SUMMER FRUIT
It's been more than a week since I've posted, but I've been busy - the summer fruit season is in full swing and there is so much to do. The luscious juiciness and heady fragrance of ripe summer fruit is one of the reasons that this season is my favorite. Let's start with melons; watermelon, cantaloupe, casaba, honeydew, persian, crenshaw, canary and muskmelon, I love them all. I like to cut them into bite-sized chunks and put them in Tupperware, ready to snack on at any time. Recently though I've experienced melons in a different manner. My friend George (the King of salads) made a mixed green salad with watermelon pieces, olives and goat cheese dressed with a lime vinaigrette - it was really good. This week's epicurious.com features a recipe for honeydew popsicles  I'm definitely going to try them. Then there's cantaloupe granita, and my friend Liz's melon ball salad with a little triple sec drizzled over it. Oh yeah.
Heavenly orchard fruit; peaches, nectarines, cherries, apricots, plums, pluots, figs. Peaches were on sale the other day - that means jam time. I bought about 20 pounds which yielded about 7 jars of jam - about $2.85 per jar, but if I were to buy handmade jam I'd be paying at least $7.00 per jar. One year I went with a friend to Yakima to buy fruit directly from the orchards. I was looking for apricots in particular. I crave a sweet juicy apricot and it seems the ones in the stores are never ripe and then when they do ripen, they're pithy, not juicy. Well, we found apricots and peaches and plums and much more and I was making jams and pies for about 6 days straight. I've yet to make cherry jam, though my sister has requested it. Maybe I'll get to it this year.

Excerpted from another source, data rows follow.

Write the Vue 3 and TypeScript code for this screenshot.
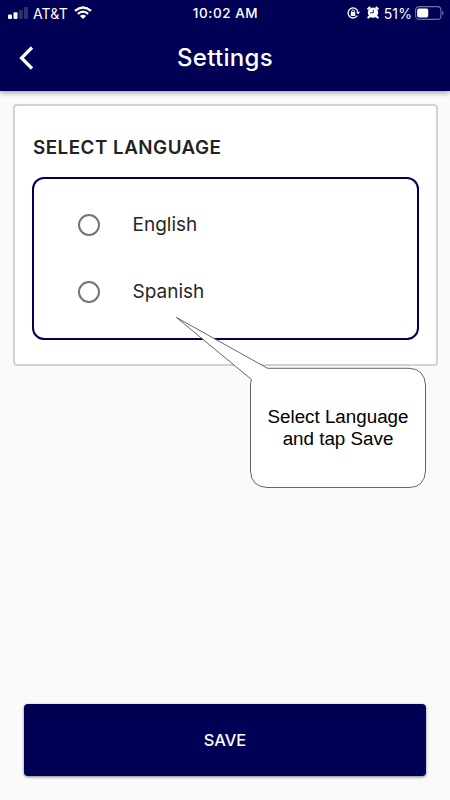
<script setup lang="ts">
import { ref } from 'vue'

const languages: string[] = ['English', 'Spanish']
const selected = ref<string | null>(null)
</script>

<template>
  <div class="screen">
    <header class="header">
      <div class="status">
        <div class="status-left">
          <svg class="signal" width="20" height="12" viewBox="0 0 20 12">
            <rect x="0" y="7.5" width="4" height="4.5" rx="1" fill="#fff" />
            <rect x="5.5" y="5.2" width="4" height="6.8" rx="1" fill="#fff" />
            <rect x="10.8" y="2.8" width="4" height="9.2" rx="1" fill="#30306f" />
            <rect x="16" y="0" width="4" height="12" rx="1" fill="#30306f" />
          </svg>
          <span class="carrier">AT&amp;T</span>
          <svg class="wifi" width="18" height="13" viewBox="0 0 18 13" fill="none" stroke="#fff">
            <path d="M1 4.8Q9 -2 17 4.8" stroke-width="2.4" />
            <path d="M3.8 7.9Q9 3.3 14.2 7.9" stroke-width="2.2" />
            <path d="M9 13L5.9 10Q9 7.6 12.1 10Z" fill="#fff" stroke="none" />
          </svg>
        </div>
        <span class="time">10:02 AM</span>
        <div class="status-right">
          <svg class="lock" width="13" height="12" viewBox="0 0 13 12">
            <path d="M10.3 8.7A5 5 0 1 1 10.9 4.6" fill="none" stroke="#fff" stroke-width="1.3" />
            <path d="M9.1 4.7H13L11.1 7.5Z" fill="#fff" />
            <rect x="3.8" y="5.1" width="4.5" height="3.8" rx=".5" fill="#fff" />
            <path d="M4.8 5.5V4.2a1.25 1.25 0 0 1 2.5 0v1.3" fill="none" stroke="#fff" stroke-width="1" />
          </svg>
          <svg class="alarm" width="12" height="13" viewBox="0 0 12 13">
            <circle cx="6" cy="6.6" r="5.2" fill="#fff" />
            <path d="M1.2 2.7L2.6 1.4M10.8 2.7L9.4 1.4M2.5 10.5L1.3 11.6M9.5 10.5L10.7 11.6" stroke="#fff" stroke-width="2" stroke-linecap="round" />
            <path d="M6.3 3.6V6.8H3.2" fill="none" stroke="#000054" stroke-width=".9" />
          </svg>
          <span class="percent">51%</span>
          <svg class="battery" width="29" height="14" viewBox="0 0 29 14">
            <rect x=".6" y=".6" width="25.3" height="12.8" rx="3.5" fill="none" stroke="#73739d" stroke-width="1.1" />
            <rect x="2.2" y="2.4" width="11" height="9.2" rx="1.8" fill="#fff" />
            <path d="M27.2 5v4.2c1.8-.5 1.8-3.7 0-4.2Z" fill="#73739d" />
          </svg>
        </div>
      </div>
      <div class="toolbar">
        <button class="back" aria-label="Back">
          <svg width="16" height="24" viewBox="0 0 16 24">
            <path d="M13 1.5L2.5 12L13 22.5" fill="none" stroke="#fff" stroke-width="3.2" />
          </svg>
        </button>
        <h1 class="title">Settings</h1>
      </div>
    </header>

    <main class="content">
      <section class="card">
        <h2 class="heading">SELECT LANGUAGE</h2>
        <div class="options">
          <label v-for="language in languages" :key="language" class="option">
            <input v-model="selected" class="radio" type="radio" name="language" :value="language" />
            <span>{{ language }}</span>
          </label>
        </div>
      </section>
    </main>

    <button class="save">SAVE</button>

    <div class="callout">
      <svg class="bubble" width="252" height="174" viewBox="0 0 252 174">
        <path
          d="M1.5 1.5L92.5 52.3H234Q249.5 52.8 250.5 69V155Q249.5 171.5 234 171.5H92Q76 170.5 75.5 155V69Q75.5 66 76.5 63.5Z"
          fill="#fff"
          stroke="#555"
          stroke-width=".9"
        />
      </svg>
      <p class="callout-text">Select Language<br />and tap Save</p>
    </div>
  </div>
</template>

<style>
body {
  margin: 0;
  background: #fafafa;
}
</style>

<style scoped>
.screen {
  position: relative;
  box-sizing: border-box;
  display: flex;
  flex-direction: column;
  height: 800px;
  overflow: hidden;
  padding-bottom: 24px;
  background: #fafafa;
  font-family: Inter, 'Liberation Sans', sans-serif;
}

.header {
  flex: none;
  height: 91px;
  background: #000054;
  color: #fff;
  box-shadow: 0 1px 6px rgba(0, 0, 0, 0.45);
}

.status {
  display: grid;
  grid-template-columns: 1fr auto 1fr;
  align-items: center;
  height: 25px;
  padding: 0 7px 0 8px;
  font-size: 13.5px;
  line-height: 25px;
}

.status-left,
.status-right {
  display: flex;
  align-items: center;
}

.status-right {
  justify-content: flex-end;
}

.carrier {
  margin: 0 6px 0 5px;
  font-size: 14px;
  letter-spacing: 0.15px;
}

.wifi {
  margin-top: -1px;
}

.time {
  padding-top: 1px;
  font-weight: 500;
  letter-spacing: 0.55px;
}

.lock,
.alarm {
  margin-top: -1px;
}

.alarm {
  margin-left: 7px;
}

.percent {
  margin: 0 3px 0 5px;
  font-size: 14px;
  letter-spacing: 0.1px;
}

.battery {
  margin-top: -1px;
  margin-right: -1px;
}

.toolbar {
  display: grid;
  grid-template-columns: 60px 1fr 60px;
  align-items: center;
  height: 66px;
}

.back {
  display: flex;
  padding: 0 0 0 19px;
  border: 0;
  background: none;
}

.title {
  margin: 0;
  font-size: 24px;
  font-weight: 500;
  line-height: 66px;
  letter-spacing: 0.3px;
  text-align: center;
}

.content {
  flex: 1;
  padding: 13px 12px 0 13px;
}

.card {
  box-sizing: border-box;
  height: 262px;
  padding: 28px 17px 0;
  border: 2px solid #d2d2d2;
  border-radius: 4px;
  background: #fff;
}

.heading {
  margin: 0 0 15px 1px;
  color: #222;
  font-size: 18.8px;
  font-weight: 600;
  line-height: 28px;
  letter-spacing: 0.5px;
}

.options {
  box-sizing: border-box;
  display: flex;
  flex-direction: column;
  height: 163px;
  padding: 12px 0 0 44px;
  border: 2px solid #000054;
  border-radius: 12px;
}

.option {
  display: flex;
  align-items: center;
  gap: 32.5px;
  height: 67px;
  color: #272727;
  font-size: 19px;
}

.radio {
  appearance: none;
  box-sizing: border-box;
  width: 22px;
  height: 22px;
  margin: 0;
  border: 2px solid #757575;
  border-radius: 50%;
}

.radio:checked {
  background: radial-gradient(circle, #000054 5px, transparent 6px);
}

.save {
  flex: none;
  height: 72px;
  margin: 0 24px;
  padding: 0;
  border: 0;
  border-radius: 4px;
  background: #000054;
  box-shadow: 0 1px 3px rgba(0, 0, 0, 0.5);
  color: #fff;
  font: 500 16.4px/72px Inter, 'Liberation Sans', sans-serif;
}

.callout {
  position: absolute;
  top: 316px;
  left: 175px;
  width: 252px;
  height: 174px;
}

.bubble {
  display: block;
}

.callout-text {
  position: absolute;
  top: 90px;
  left: 75px;
  width: 176px;
  margin: 0;
  color: #000;
  font: 18.8px/22px 'Liberation Sans', Arial, sans-serif;
  text-align: center;
}
</style>
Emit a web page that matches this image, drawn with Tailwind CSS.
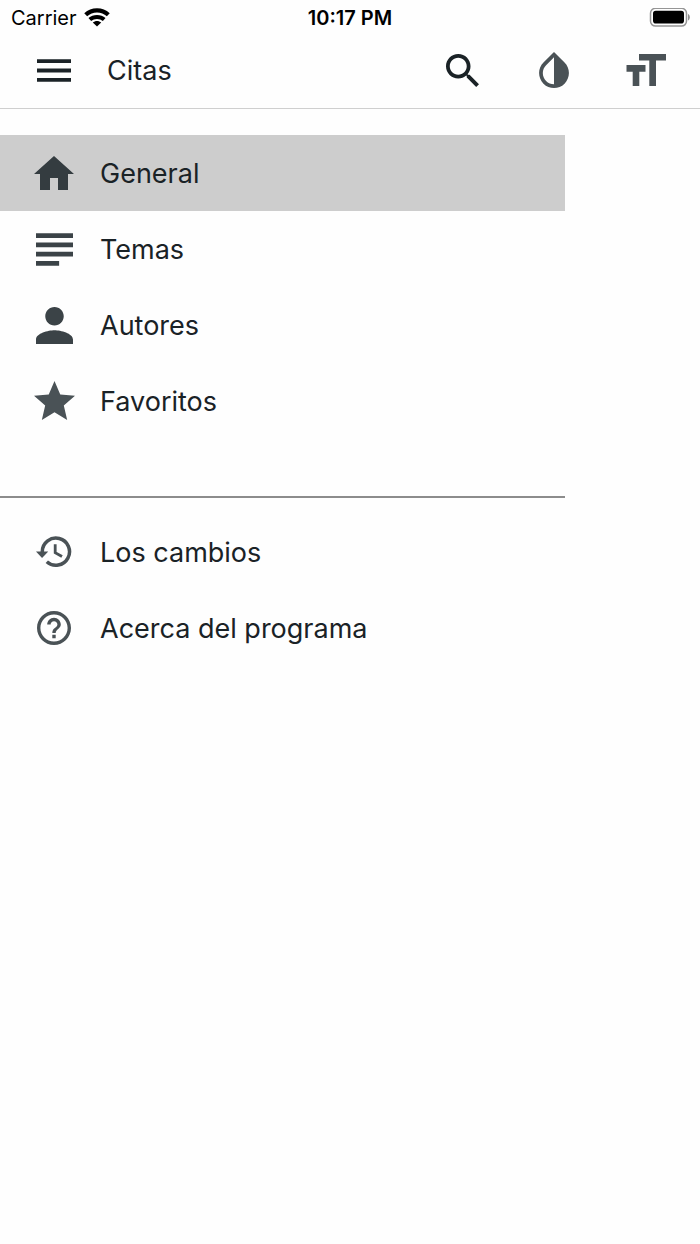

Berries are staring to come in and I'll be busy through August. Raspberries are ready now. This year I had white raspberries for the first time. They are perfumey and delicious and they turn a beautiful blush color when they ripen. Blueberries will be next. I always head up to Monroe to a U-pick farm. I like go in the morning before it gets too hot. I can pick about 16 pounds in two hours and I go two days in a row - so I end up with about 32 pounds. I freeze enough to make two pies, then I make a cobbler to take to work, and the rest gets made into jam. My blueberry jam is damn good too. By the time I'm done with all of that the blackberry vines will be heavy with their sweet fruit. Jam Jam and more Jam! The cool thing about blackberries is that they grow wild everywhere - I have my favorite spots to pick and they are all free. My fingers are usually stained purple for a few weeks but it's worth it.
Note: I made another peach cobbler last night. This time I used white peaches, but in the future I think I will stick to yellow peaches for cobbler. The white peach is delicious for eating raw, but it's flavor, I think, is too delicate to withstand the rigors of a hot oven.